- _Requirement_
Which lines hold the word "that"? Copy each one.

******************************

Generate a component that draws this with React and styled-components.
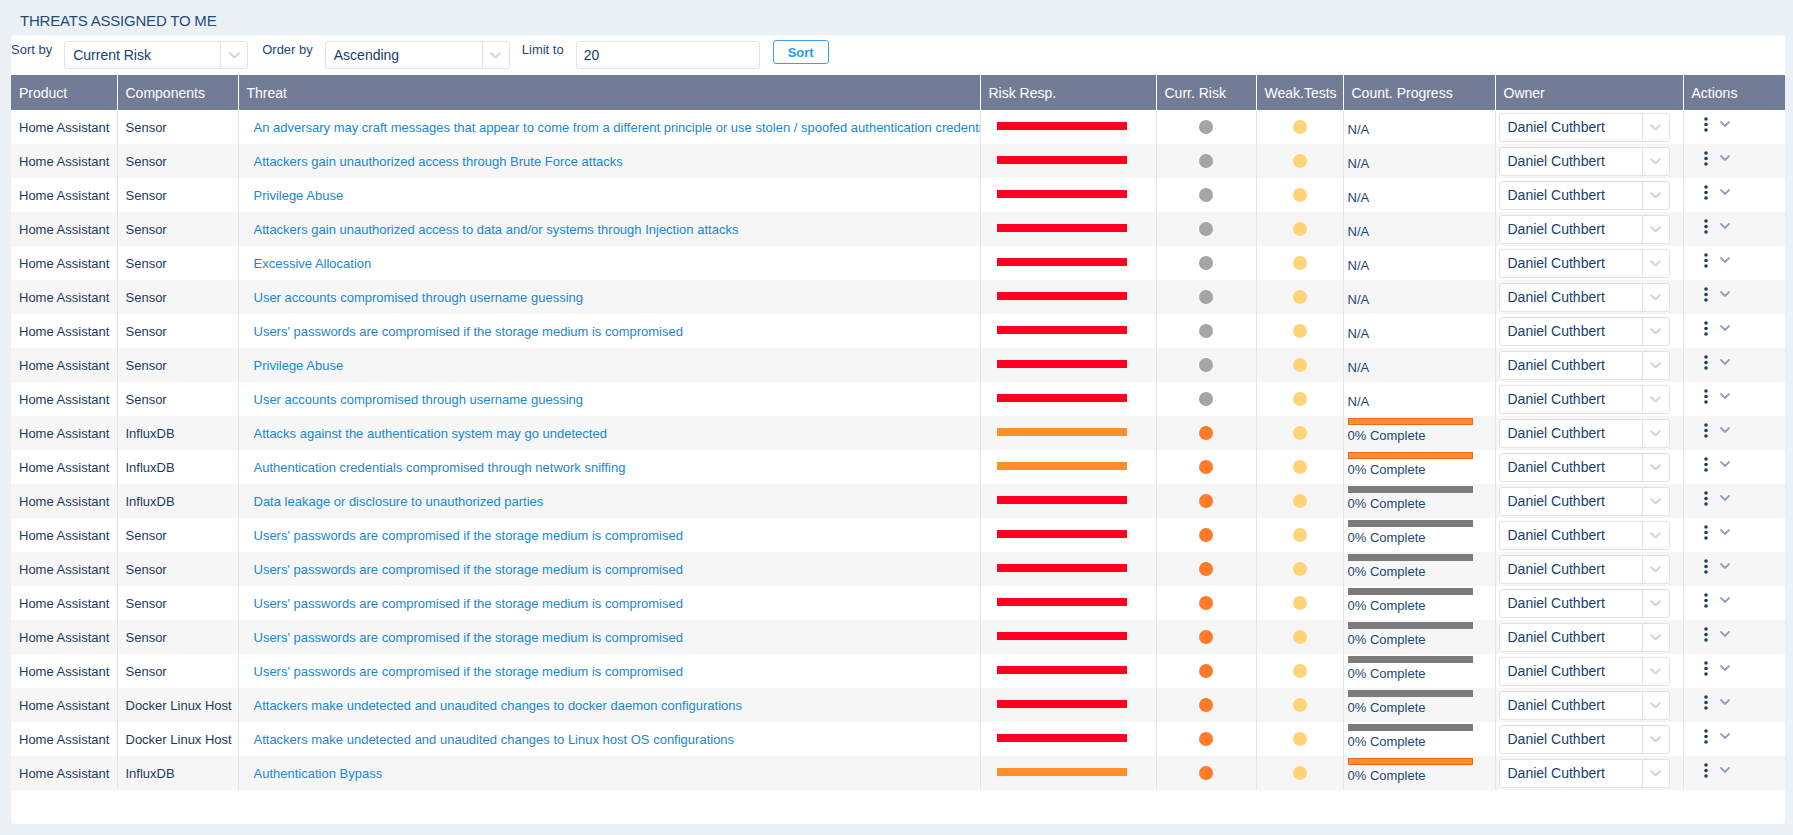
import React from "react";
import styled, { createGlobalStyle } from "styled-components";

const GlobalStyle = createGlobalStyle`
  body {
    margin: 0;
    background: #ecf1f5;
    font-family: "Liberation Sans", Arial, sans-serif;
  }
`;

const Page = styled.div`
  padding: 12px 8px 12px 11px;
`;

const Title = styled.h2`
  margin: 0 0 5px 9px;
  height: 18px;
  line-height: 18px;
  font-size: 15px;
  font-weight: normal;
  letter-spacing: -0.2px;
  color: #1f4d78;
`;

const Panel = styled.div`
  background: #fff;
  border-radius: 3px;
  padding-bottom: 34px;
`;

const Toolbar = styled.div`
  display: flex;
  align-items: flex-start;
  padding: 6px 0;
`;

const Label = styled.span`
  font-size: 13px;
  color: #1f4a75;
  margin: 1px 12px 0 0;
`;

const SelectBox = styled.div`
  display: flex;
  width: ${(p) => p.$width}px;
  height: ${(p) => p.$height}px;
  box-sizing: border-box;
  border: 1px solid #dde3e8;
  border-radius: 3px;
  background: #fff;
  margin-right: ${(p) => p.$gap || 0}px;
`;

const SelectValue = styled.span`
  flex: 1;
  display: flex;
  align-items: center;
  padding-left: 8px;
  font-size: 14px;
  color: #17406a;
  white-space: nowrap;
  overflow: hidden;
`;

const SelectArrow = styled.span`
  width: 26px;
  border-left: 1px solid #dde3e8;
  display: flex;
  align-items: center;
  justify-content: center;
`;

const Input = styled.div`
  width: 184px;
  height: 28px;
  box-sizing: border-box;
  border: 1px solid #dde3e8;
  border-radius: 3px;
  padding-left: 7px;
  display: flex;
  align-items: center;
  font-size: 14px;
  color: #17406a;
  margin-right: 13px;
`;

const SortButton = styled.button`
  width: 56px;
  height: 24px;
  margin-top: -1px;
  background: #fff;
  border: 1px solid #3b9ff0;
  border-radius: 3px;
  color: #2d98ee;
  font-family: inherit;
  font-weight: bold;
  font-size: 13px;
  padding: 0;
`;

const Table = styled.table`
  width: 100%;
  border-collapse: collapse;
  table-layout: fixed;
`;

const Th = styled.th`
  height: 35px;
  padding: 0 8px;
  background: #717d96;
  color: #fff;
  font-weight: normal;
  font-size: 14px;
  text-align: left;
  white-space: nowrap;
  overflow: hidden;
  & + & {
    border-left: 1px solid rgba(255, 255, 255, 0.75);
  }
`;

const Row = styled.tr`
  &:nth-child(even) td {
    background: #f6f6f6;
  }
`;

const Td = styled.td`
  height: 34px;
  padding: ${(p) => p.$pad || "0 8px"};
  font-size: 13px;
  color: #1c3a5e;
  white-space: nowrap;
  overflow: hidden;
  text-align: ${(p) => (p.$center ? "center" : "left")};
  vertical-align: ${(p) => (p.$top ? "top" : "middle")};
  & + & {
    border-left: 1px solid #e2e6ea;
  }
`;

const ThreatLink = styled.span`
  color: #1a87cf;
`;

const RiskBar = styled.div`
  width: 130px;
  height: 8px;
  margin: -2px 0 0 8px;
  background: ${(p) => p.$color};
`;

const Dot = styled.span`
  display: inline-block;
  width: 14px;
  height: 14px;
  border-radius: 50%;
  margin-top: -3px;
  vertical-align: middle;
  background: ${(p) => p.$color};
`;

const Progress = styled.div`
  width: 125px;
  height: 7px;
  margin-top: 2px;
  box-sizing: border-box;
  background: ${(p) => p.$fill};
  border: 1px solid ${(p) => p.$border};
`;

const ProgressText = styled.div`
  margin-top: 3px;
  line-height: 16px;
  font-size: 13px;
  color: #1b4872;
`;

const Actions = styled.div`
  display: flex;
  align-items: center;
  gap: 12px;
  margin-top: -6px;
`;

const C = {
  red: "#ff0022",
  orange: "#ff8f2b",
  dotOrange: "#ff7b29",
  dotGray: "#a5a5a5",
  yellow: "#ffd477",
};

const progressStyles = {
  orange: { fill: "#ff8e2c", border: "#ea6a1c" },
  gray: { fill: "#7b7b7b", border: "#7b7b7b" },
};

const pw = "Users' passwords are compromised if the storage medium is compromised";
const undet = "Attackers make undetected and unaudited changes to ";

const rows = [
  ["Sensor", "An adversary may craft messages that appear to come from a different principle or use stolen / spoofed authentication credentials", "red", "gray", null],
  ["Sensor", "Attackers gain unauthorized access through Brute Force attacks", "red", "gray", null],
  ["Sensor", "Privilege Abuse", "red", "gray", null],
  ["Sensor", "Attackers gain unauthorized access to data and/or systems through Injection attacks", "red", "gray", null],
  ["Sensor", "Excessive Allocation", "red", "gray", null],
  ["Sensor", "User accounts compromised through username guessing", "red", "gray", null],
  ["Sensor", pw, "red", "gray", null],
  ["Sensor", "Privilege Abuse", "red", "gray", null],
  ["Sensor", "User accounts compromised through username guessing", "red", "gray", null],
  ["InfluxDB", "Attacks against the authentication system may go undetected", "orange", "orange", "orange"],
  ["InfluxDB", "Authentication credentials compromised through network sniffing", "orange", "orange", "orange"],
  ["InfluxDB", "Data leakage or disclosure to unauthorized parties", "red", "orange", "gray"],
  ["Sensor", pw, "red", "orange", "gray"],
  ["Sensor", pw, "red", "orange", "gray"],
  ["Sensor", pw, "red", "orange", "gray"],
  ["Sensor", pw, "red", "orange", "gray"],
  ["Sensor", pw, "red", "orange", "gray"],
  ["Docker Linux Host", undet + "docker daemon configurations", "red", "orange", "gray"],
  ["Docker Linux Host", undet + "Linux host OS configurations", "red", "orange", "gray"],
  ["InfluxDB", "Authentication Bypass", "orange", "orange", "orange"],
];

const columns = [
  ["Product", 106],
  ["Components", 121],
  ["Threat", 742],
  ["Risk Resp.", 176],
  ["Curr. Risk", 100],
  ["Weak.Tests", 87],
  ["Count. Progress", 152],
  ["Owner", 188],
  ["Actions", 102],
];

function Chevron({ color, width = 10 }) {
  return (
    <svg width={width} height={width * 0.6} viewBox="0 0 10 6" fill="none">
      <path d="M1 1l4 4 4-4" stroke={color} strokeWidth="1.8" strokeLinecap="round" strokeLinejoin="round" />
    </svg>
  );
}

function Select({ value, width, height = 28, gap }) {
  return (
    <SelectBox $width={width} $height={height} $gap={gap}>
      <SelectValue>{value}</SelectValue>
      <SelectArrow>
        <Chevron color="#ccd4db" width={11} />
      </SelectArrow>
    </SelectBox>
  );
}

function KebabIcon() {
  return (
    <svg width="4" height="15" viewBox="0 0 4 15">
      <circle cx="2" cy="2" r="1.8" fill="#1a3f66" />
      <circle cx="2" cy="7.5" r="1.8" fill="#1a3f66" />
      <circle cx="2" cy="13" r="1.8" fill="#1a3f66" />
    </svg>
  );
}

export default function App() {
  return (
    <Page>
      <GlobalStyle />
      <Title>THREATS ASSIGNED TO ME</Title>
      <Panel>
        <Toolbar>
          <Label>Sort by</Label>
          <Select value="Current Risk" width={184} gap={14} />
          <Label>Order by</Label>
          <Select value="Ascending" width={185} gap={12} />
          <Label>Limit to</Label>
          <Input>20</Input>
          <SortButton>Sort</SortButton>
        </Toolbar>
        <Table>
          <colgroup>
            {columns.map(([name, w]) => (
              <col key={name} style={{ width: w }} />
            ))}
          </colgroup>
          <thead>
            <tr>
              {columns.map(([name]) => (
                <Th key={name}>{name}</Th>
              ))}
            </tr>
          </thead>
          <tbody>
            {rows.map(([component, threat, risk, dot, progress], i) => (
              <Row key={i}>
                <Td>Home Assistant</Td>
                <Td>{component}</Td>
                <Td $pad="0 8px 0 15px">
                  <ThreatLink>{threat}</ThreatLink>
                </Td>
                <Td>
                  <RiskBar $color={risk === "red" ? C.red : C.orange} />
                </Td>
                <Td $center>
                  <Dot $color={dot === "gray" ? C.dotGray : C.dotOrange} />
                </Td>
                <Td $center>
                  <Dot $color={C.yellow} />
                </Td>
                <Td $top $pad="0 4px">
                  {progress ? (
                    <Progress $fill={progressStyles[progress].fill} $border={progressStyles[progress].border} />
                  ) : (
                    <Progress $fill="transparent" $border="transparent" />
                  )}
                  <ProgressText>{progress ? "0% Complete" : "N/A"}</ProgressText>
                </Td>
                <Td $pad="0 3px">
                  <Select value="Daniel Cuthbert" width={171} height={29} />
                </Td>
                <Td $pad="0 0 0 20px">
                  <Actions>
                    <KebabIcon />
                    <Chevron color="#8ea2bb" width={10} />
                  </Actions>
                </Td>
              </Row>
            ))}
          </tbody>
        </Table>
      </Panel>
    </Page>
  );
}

******************************

- _Task response_
Generate a component that draws this with React and styled-components.
  ["Sensor", "An adversary may craft messages that appear to come from a different principle or use stolen / spoofed authentication credentials", "red", "gray", null],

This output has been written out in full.